*WRITTEN INSTRUCTION:*
Every line that contains the word "table" should be copied out.
▼▼▼
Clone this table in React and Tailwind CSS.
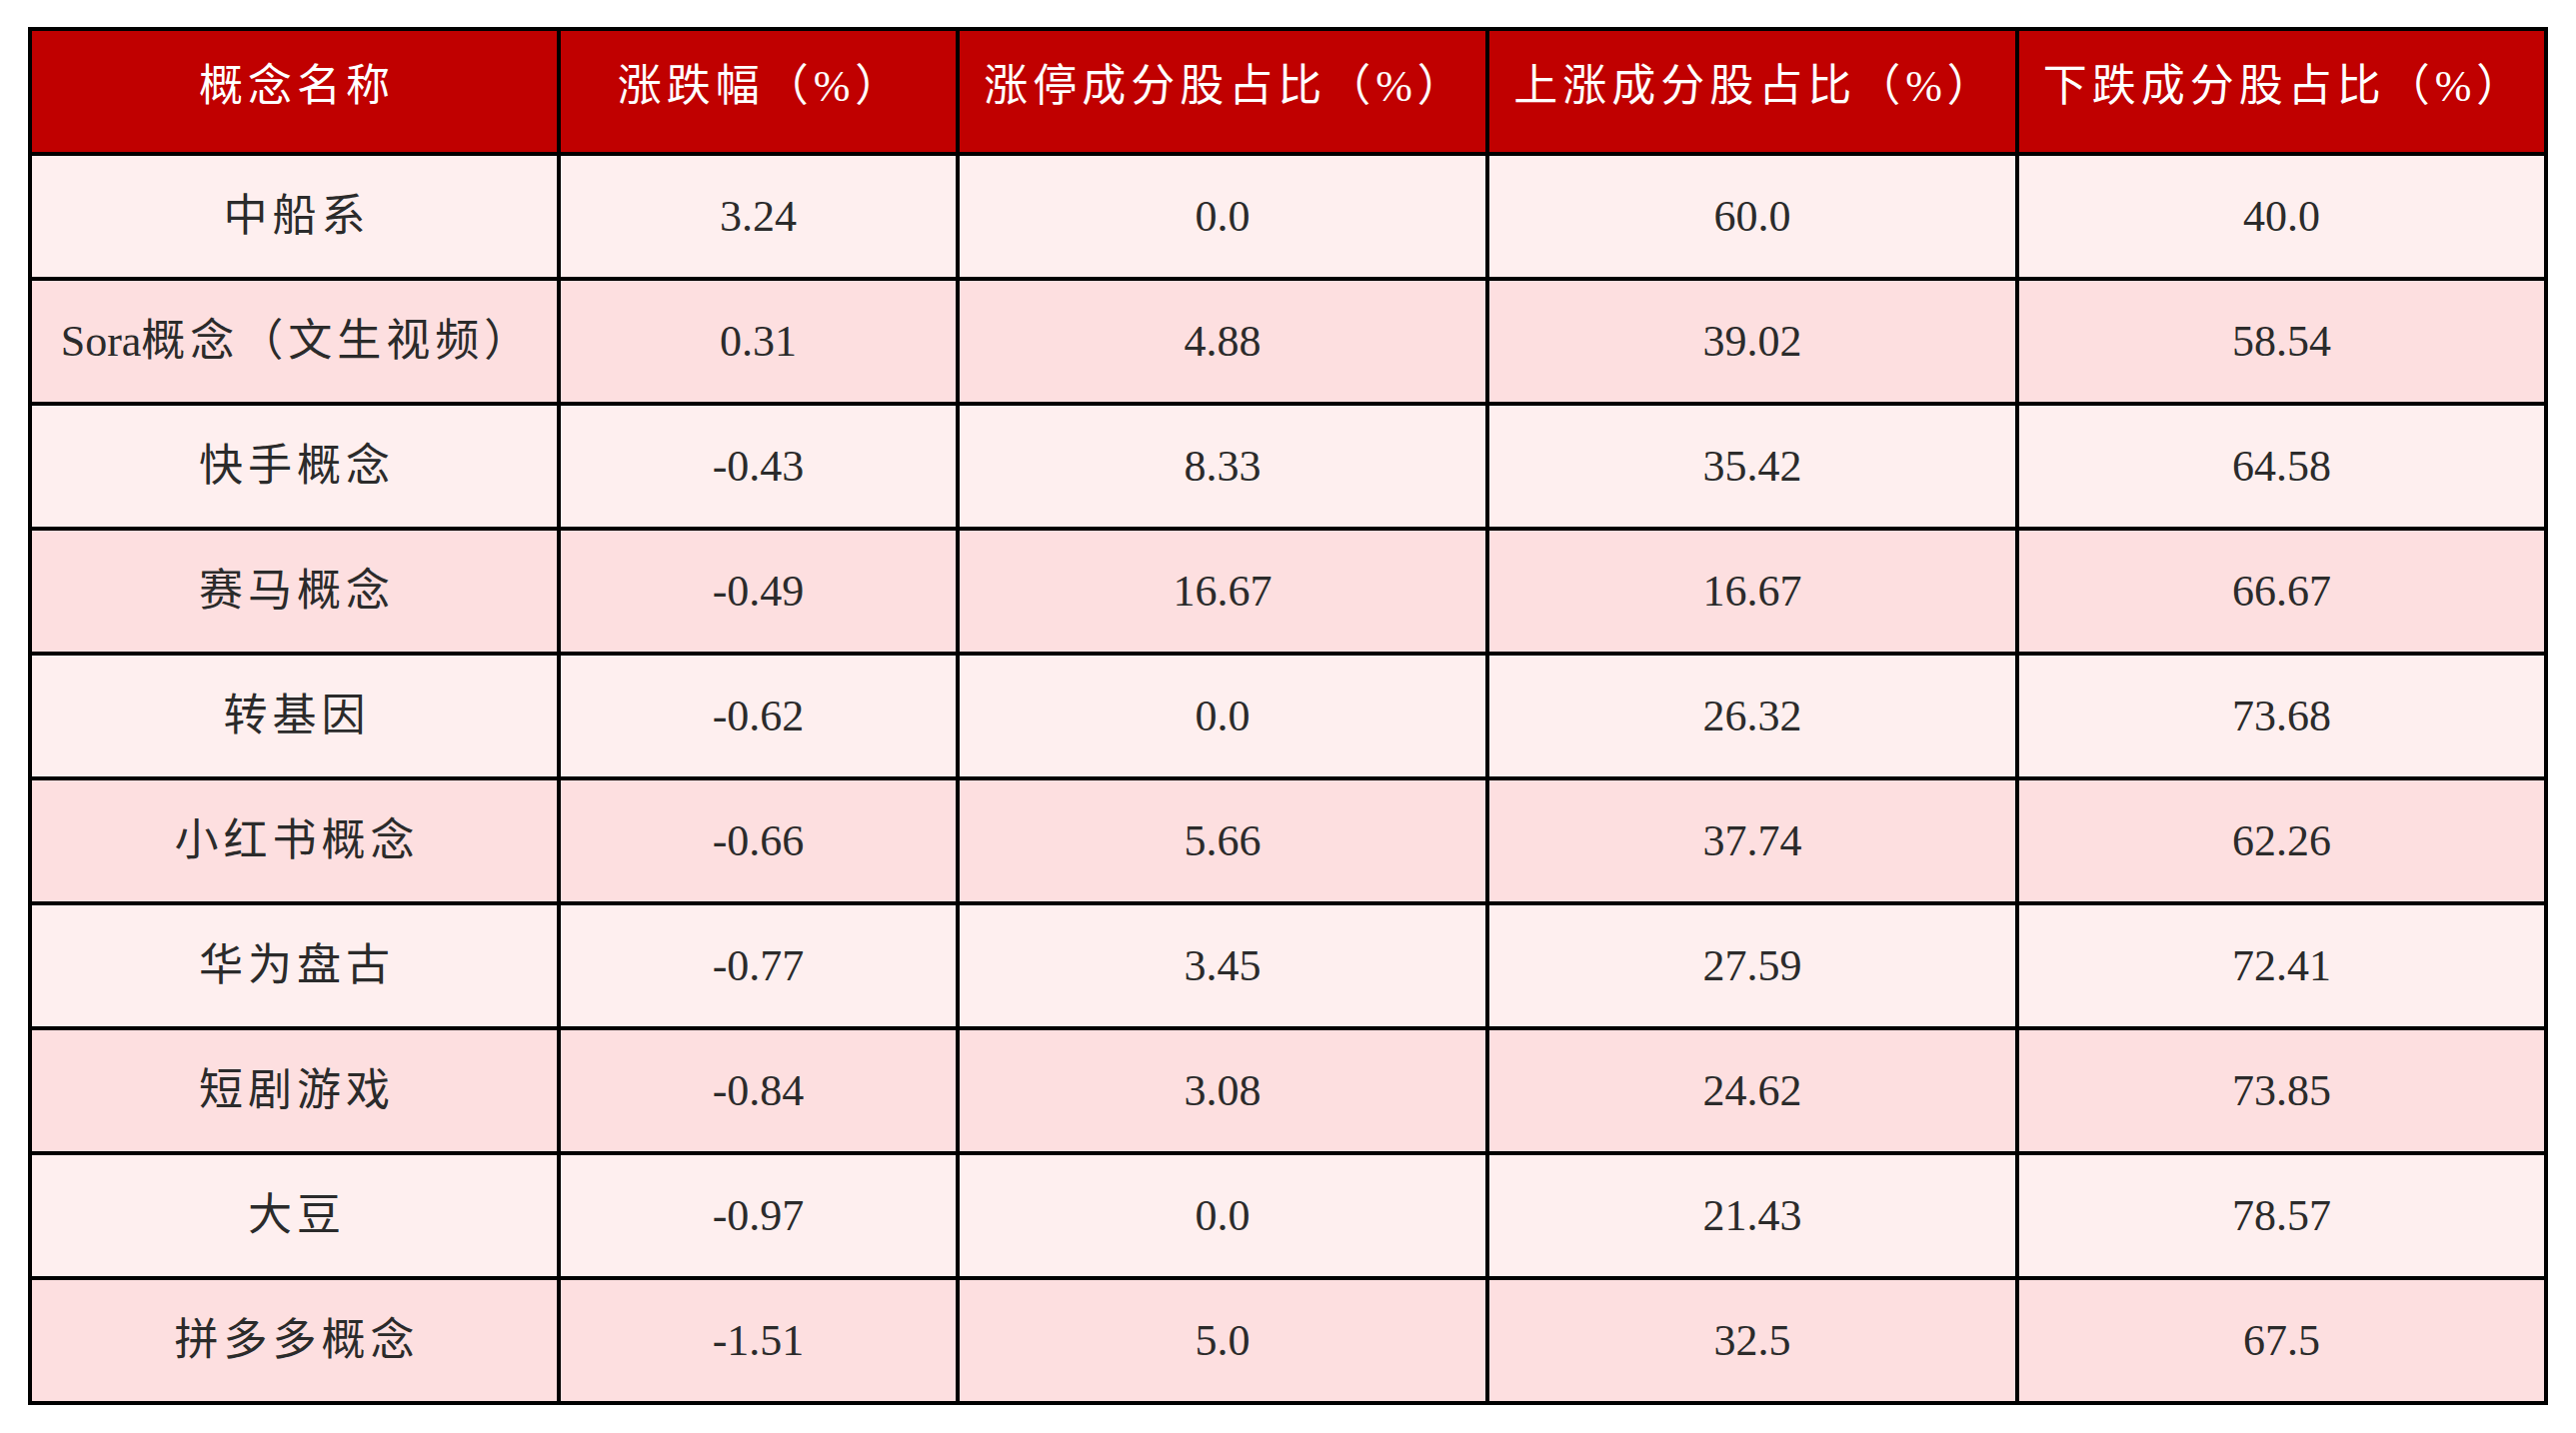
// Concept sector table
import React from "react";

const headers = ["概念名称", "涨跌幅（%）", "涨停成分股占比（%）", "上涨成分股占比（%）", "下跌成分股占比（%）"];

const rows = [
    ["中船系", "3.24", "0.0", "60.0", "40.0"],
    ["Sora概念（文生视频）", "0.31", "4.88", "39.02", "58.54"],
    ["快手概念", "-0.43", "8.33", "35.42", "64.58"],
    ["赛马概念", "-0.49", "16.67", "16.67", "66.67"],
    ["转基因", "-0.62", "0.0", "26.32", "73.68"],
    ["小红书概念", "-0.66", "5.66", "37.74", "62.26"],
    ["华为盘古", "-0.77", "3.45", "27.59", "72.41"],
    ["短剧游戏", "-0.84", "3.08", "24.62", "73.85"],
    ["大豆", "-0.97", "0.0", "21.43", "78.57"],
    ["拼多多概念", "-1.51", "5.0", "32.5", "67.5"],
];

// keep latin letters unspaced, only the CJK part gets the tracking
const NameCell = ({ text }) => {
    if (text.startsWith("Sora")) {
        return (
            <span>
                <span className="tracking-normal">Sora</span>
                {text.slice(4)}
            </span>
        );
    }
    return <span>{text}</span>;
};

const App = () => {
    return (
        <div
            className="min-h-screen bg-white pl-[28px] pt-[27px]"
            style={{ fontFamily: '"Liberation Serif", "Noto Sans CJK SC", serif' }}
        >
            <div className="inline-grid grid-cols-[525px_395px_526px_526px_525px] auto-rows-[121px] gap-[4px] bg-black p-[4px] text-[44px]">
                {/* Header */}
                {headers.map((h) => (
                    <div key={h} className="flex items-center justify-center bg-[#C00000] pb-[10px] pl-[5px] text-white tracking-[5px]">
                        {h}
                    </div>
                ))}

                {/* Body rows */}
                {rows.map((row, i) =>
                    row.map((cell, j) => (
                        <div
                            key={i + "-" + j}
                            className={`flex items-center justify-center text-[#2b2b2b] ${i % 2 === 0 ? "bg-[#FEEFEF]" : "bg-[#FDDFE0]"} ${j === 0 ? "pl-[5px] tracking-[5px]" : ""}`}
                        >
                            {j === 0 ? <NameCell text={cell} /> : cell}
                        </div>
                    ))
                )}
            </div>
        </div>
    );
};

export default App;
▲▲▲
*SOLUTION TO THE EXERCISE:*
Clone this table in React and Tailwind CSS.
// Concept sector table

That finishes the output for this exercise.